Waren es die glänzenden Augen seines Vaters, als Renzo Spotti mit ihm zusammen die LP «Basie Zott» kaufte? Oder doch das Solo eines Schlagzeugers, der während eines Konzertes sein Instrument verliess und alles, was ihm in den Weg kam, bespielte? Oder die eigenen Rhythmus-Sessions im elterlichen Wohnzimmer mit den Stricknadeln der Mutter? Es sind zahlreiche Momente wie diese, die Renzo Spotti rückblickend schon in früher Kindheit wegweisend für seine Karriere als Musiker erschienen.
Von 10 bis 20 gehörte sein Herz der Klarinette. Er war bereits am Konservatorium Zürich zum Klarinettenstudium bei Elisabeth Gantner angemeldet gewesen, als das Schicksal in Form des alten Saxofons von Bruno Spoerri dazwischenkam. Das Instrument stand zum Verkauf – ausgerechnet jenes Instrument, dem Spottis Vater in den 60ern im «Africana» lauschte.
Studium an der Musikhochschule Basel
Und so kam es, dass der junge Spotti schliesslich an der Musikhochschule in Basel bei Domenic Landolf und Dani Blanc Tenorsaxofon studierte. Er besuchte die Meisterklasse von Barry Harris, der zu sagen pflegte: «Listen to Renzo, thatʼs how a Tenor ʼsposed to sound like!» Und was bedeutet das Saxofon Spotti heute? «Es ist der einzige Gegenstand, zu welchem ich eine tiefe emotionale Beziehung habe.»
«Compassion» – wie programmatisch der Name der Band ist, wird deutlich, wenn man einem spielfreudigen leidenschaftlich swingenden Trio lauscht, bei dem der Solosound des Einzelnen den Klang der Band nicht übertüncht. «Compassion» steht dann für die Empathie der Musiker untereinander. In diesem Sinne möchte der Bandleader seine Truppe als utopisches Gesellschaftsmodell verstanden wissen.
Basisdemokratie im Jazz
«Würden die Menschen einander nur mit dem Bruchteil des Mitgefühls begegnen, mit dem wir miteinander musizieren, lebten wir in einer ganz anderen Welt», erklärt Renzo Spotti. Zudem gebe es kaum etwas Basisdemokratischeres als eine Jazzband, wie sie es seien: «Welches Lied wie genau gespielt wird, besprechen wir miteinander, bis alle einverstanden sind – dafür brauchen wir kein System, sondern Achtung voreinander», sagt Spotti.
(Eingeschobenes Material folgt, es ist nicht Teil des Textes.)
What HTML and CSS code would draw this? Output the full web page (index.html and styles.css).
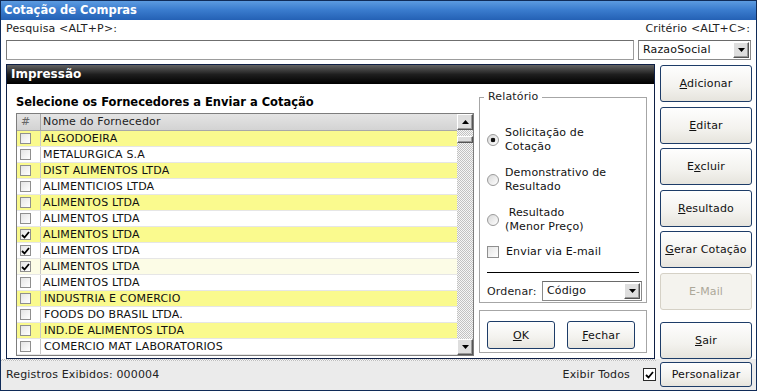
FILE: index.html
```html
<!DOCTYPE html>
<html lang="pt-BR">
<head>
  <meta charset="UTF-8">
  <title>Cotação de Compras</title>
  <link rel="stylesheet" href="styles.css">
</head>
<body>
  <div class="window">
    <div class="titlebar">Cotação de Compras</div>

    <div class="search">
      <div class="search-main">
        <label class="field-label">Pesquisa &lt;ALT+P&gt;:</label>
        <div class="textbox"></div>
      </div>
      <div class="search-crit">
        <label class="field-label right">Critério &lt;ALT+C&gt;:</label>
        <div class="combo">
          <span class="combo-text">RazaoSocial</span>
          <span class="bevel combo-btn"><svg width="7" height="4" viewBox="0 0 7 4"><path d="M0 0H7L3.5 4Z" fill="#000"/></svg></span>
        </div>
      </div>
    </div>

    <div class="main">
      <div class="panel">
        <div class="panel-head">Impressão</div>
        <div class="panel-body">
          <div class="suppliers">
            <div class="caption">Selecione os Fornecedores a Enviar a Cotação</div>
            <div class="grid">
              <div class="rows">
                <div class="row head"><span class="c-chk">#</span><span class="c-name">Nome do Fornecedor</span></div>
                <div class="row yellow"><span class="c-chk"><span class="chk"></span></span><span class="c-name">ALGODOEIRA</span></div>
                <div class="row"><span class="c-chk"><span class="chk"></span></span><span class="c-name">METALURGICA S.A</span></div>
                <div class="row yellow"><span class="c-chk"><span class="chk"></span></span><span class="c-name">DIST ALIMENTOS LTDA</span></div>
                <div class="row"><span class="c-chk"><span class="chk"></span></span><span class="c-name">ALIMENTICIOS LTDA</span></div>
                <div class="row yellow"><span class="c-chk"><span class="chk"></span></span><span class="c-name">ALIMENTOS LTDA</span></div>
                <div class="row"><span class="c-chk"><span class="chk"></span></span><span class="c-name">ALIMENTOS LTDA</span></div>
                <div class="row yellow"><span class="c-chk"><span class="chk"><svg width="9" height="8" viewBox="0 0 9 8"><path d="M1 4L3.5 6.5L8 1" fill="none" stroke="#000" stroke-width="1.8"/></svg></span></span><span class="c-name">ALIMENTOS LTDA</span></div>
                <div class="row"><span class="c-chk"><span class="chk"><svg width="9" height="8" viewBox="0 0 9 8"><path d="M1 4L3.5 6.5L8 1" fill="none" stroke="#000" stroke-width="1.8"/></svg></span></span><span class="c-name">ALIMENTOS LTDA</span></div>
                <div class="row current"><span class="c-chk"><span class="chk"><svg width="9" height="8" viewBox="0 0 9 8"><path d="M1 4L3.5 6.5L8 1" fill="none" stroke="#000" stroke-width="1.8"/></svg></span></span><span class="c-name">ALIMENTOS LTDA</span></div>
                <div class="row"><span class="c-chk"><span class="chk"></span></span><span class="c-name">ALIMENTOS LTDA</span></div>
                <div class="row yellow"><span class="c-chk"><span class="chk"></span></span><span class="c-name shifted">INDUSTRIA E COMERCIO</span></div>
                <div class="row"><span class="c-chk"><span class="chk"></span></span><span class="c-name shifted">FOODS DO BRASIL LTDA.</span></div>
                <div class="row yellow"><span class="c-chk"><span class="chk"></span></span><span class="c-name shifted">IND.DE ALIMENTOS LTDA</span></div>
                <div class="row"><span class="c-chk"><span class="chk"></span></span><span class="c-name shifted">COMERCIO MAT LABORATORIOS</span></div>
              </div>
              <div class="vscroll">
                <span class="bevel sb-btn"><svg width="7" height="4" viewBox="0 0 7 4"><path d="M0 4H7L3.5 0Z" fill="#000"/></svg></span>
                <span class="bevel sb-thumb"></span>
                <span class="bevel sb-btn sb-down"><svg width="7" height="4" viewBox="0 0 7 4"><path d="M0 0H7L3.5 4Z" fill="#000"/></svg></span>
              </div>
            </div>
          </div>

          <div class="report-col">
            <fieldset class="report">
              <legend>Relatório</legend>
              <div class="opt first"><span class="radio on"></span><span>Solicitação de<br>Cotação</span></div>
              <div class="opt"><span class="radio"></span><span>Demonstrativo de<br>Resultado</span></div>
              <div class="opt"><span class="radio"></span><span>&nbsp;Resultado<br>(Menor Preço)</span></div>
              <div class="opt check-opt"><span class="chk box12"></span><span>Enviar via E-mail</span></div>
              <div class="rule"></div>
              <div class="order">
                <span>Ordenar:</span>
                <div class="combo small">
                  <span class="combo-text">Código</span>
                  <span class="bevel combo-btn"><svg width="7" height="4" viewBox="0 0 7 4"><path d="M0 0H7L3.5 4Z" fill="#000"/></svg></span>
                </div>
              </div>
            </fieldset>
            <div class="actions">
              <button class="btn small-btn"><u>O</u>K</button>
              <button class="btn small-btn"><u>F</u>echar</button>
            </div>
          </div>
        </div>
      </div>

      <div class="side">
        <button class="btn side-btn"><u>A</u>dicionar</button>
        <button class="btn side-btn"><u>E</u>ditar</button>
        <button class="btn side-btn">E<u>x</u>cluir</button>
        <button class="btn side-btn"><u>R</u>esultado</button>
        <button class="btn side-btn"><u>G</u>erar Cotação</button>
        <button class="btn side-btn" disabled>E-Mail</button>
        <button class="btn side-btn exit"><u>S</u>air</button>
      </div>
    </div>

    <div class="status">
      <div class="status-info">
        <span>Registros Exibidos: 000004</span>
        <span class="show-all">Exibir Todos</span>
        <span class="chk box13"><svg width="9" height="8" viewBox="0 0 9 8"><path d="M1 4L3.5 6.5L8 1" fill="none" stroke="#000" stroke-width="1.8"/></svg></span>
      </div>
      <button class="btn custom-btn">Personalizar</button>
    </div>
  </div>
</body>
</html>
```

FILE: styles.css
```css
* { box-sizing: border-box; }
body { margin: 0; font-family: "DejaVu Sans", Verdana, sans-serif; font-size: 11px; letter-spacing: 0.15px; color: #111; }

.window { width: 757px; height: 391px; border: 1px solid #102b58; background: #fff; display: flex; flex-direction: column; }
.titlebar { height: 19px; line-height: 19px; padding-left: 3px; font-size: 11.5px; font-weight: bold; letter-spacing: 0; color: #fff; background: linear-gradient(#5c9be0, #3b7dcf 45%, #2461b5); }

/* search row */
.search { height: 44px; display: flex; gap: 4px; padding: 1px 5px 0 5px; }
.search-main { flex: 1; display: flex; flex-direction: column; }
.search-crit { width: 113px; display: flex; flex-direction: column; }
.field-label { line-height: 16px; margin-bottom: 3px; color: #222; }
.field-label.right { text-align: right; padding-right: 1px; }
.textbox { height: 20px; border: 1px solid #9c9c9c; border-top-color: #6f6f6f; border-left-color: #7c7c7c; background: #fff; }
.combo { height: 20px; display: flex; align-items: center; border: 1px solid #8a8a8a; border-top-color: #6a6a6a; background: #fff; padding: 1px; }
.combo-text { flex: 1; padding-left: 3px; line-height: 16px; color: #111; }
.combo-btn { width: 16px; height: 16px; display: flex; align-items: center; justify-content: center; }
.bevel { background: #dedede; border: 1px solid; border-color: #fff #555 #555 #fff; box-shadow: inset -1px -1px #9a9a9a; }

/* main area */
.main { height: 295px; display: flex; gap: 5px; padding-left: 5px; }
.panel { width: 649px; border: 1px solid #0e1f45; display: flex; flex-direction: column; }
.panel-head { height: 19px; line-height: 19px; padding-left: 4px; font-size: 12px; font-weight: bold; letter-spacing: 0; color: #fff; background: linear-gradient(#626262, #1e1e1e 50%, #000); }
.panel-body { flex: 1; display: flex; gap: 5px; padding: 6px 7px 0 9px; }

.suppliers { width: 458px; }
.caption { margin-top: 4px; margin-bottom: 3px; line-height: 16px; font-size: 11.5px; font-weight: bold; letter-spacing: 0; color: #000; }
.grid { height: 243px; border: 1px solid #7d7d7d; display: flex; }
.rows { flex: 1; overflow: hidden; }
.row { height: 16px; display: flex; border-bottom: 1px solid #e6e6e6; line-height: 15px; background: #fff; }
.row.yellow { background: #fafa8e; }
.row.current { background: #fcfce6; }
.row.head { height: 17px; line-height: 16px; background: linear-gradient(#e4e4e4, #d3d3d3); border-bottom: 1px solid #a8a8a8; }
.row.head .c-chk { color: #666; padding-left: 4px; border-right-color: #a8a8a8; }
.row.head .c-name { color: #222; }
.c-chk { width: 24px; border-right: 1px solid #c9c9c9; padding-left: 3px; display: flex; align-items: center; }
.c-name { padding-left: 2px; color: #111; white-space: pre; }
.c-name.shifted { padding-left: 3px; }

.chk { width: 11px; height: 11px; border: 1px solid #8f8f8f; background: linear-gradient(135deg, #e4e4e4, #fff); display: flex; align-items: center; justify-content: center; }
.chk.box12 { width: 12px; height: 12px; }
.chk.box13 { width: 13px; height: 13px; border-color: #2a2a2a; background: #fff; margin-left: 13px; }

.vscroll { width: 16px; display: flex; flex-direction: column; background: repeating-conic-gradient(#c2c2c2 0 25%, #f6f6f6 0 50%) 0 0 / 2px 2px; }
.sb-btn { width: 16px; height: 16px; display: flex; align-items: center; justify-content: center; }
.sb-thumb { height: 7px; margin-top: 6px; }
.sb-down { margin-top: auto; }

/* report options */
.report-col { width: 168px; }
.report { margin: 0; width: 168px; padding: 0 4px 1px 7px; border: 1px solid #a6a6a6; }
.report legend { margin-left: -3px; padding: 0 4px; line-height: 14px; color: #222; }
.opt { display: flex; align-items: center; gap: 6px; line-height: 14px; margin-top: 12px; color: #111; }
.opt.first { margin-top: 22px; }
.opt.check-opt { margin-top: 11px; gap: 7px; }
.radio { width: 12px; height: 12px; border-radius: 50%; border: 1px solid #9a9a9a; background: linear-gradient(135deg, #d8d8d8, #fff); flex-shrink: 0; }
.radio.on { background: radial-gradient(circle, #111 0 2px, transparent 2.6px), linear-gradient(135deg, #d8d8d8, #fff); }
.rule { height: 1px; margin: 13px 3px 0 0; background: #000; }
.order { display: flex; align-items: center; justify-content: space-between; margin-top: 8px; color: #222; }
.combo.small { width: 100px; }

.actions { margin-top: 7px; height: 43px; border: 1px solid #a6a6a6; display: flex; gap: 12px; padding: 10px 0 0 7px; }

/* buttons */
.btn { font-family: "DejaVu Sans", Verdana, sans-serif; font-size: 11px; letter-spacing: 0.15px; color: #111; border: 1px solid #1d3c68; border-radius: 3px; background: linear-gradient(#fefefe, #f3f2ee 60%, #e6e4dd); padding: 0; }
.btn u { text-underline-offset: 1px; }
.btn:disabled { color: #aca899; border-color: #d5d1c6; background: #f4f3ee; }
.small-btn { width: 68px; height: 28px; }
.side { width: 92px; display: flex; flex-direction: column; gap: 4.5px; padding-top: 1px; }
.side-btn { height: 37px; }
.side-btn.exit { margin-top: auto; }

/* status bar */
.status { height: 31px; display: flex; align-items: center; gap: 4px; padding-right: 4px; background: #ebebeb; }
.status-info { flex: 1; height: 31px; display: flex; align-items: center; padding-left: 5px; color: #222; background: repeating-conic-gradient(#bdbdbd 0 25%, #f4f4f4 0 50%) 0 0 / 2px 2px repeat-x, #ebebeb; }
.show-all { margin-left: auto; }
.custom-btn { width: 92px; height: 25px; }
```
Fridolin Blumer am Bass ist ein Virtuose der Improvisation und es scheint, als spreche der Bass direkt zum Publikum. Elmar Frey an den Drums wirkt solide und vermittelt einen entspannten Groove. Spotti spielt mit Haut und Haar, nicht nur ein bisschen und ganz und gar nicht wohlgefällig. Er zelebriert die Unbedingtheit.
Zuverlässig in allen Bereichen
Die chemische Reaktion, die im Trio entsteht, stiftet eine solide Symbiose. «Alle drei sind zuverlässig in allen nur denkbaren Bereichen des Lebens und des gemeinsamen Musizierens, bewandert und sattelfest und höchst virtuos auf ihren jeweiligen Instrumenten, ohne der Geschwätzigkeit zu verfallen», weiss Spotti.
Die Basis dieses Verbundes bildet das Great American Songbook, um sich von dort auf verwegene Pfade der Improvisation zu begeben. Und was kann da dienlicher sein als jede Menge «Compassion»?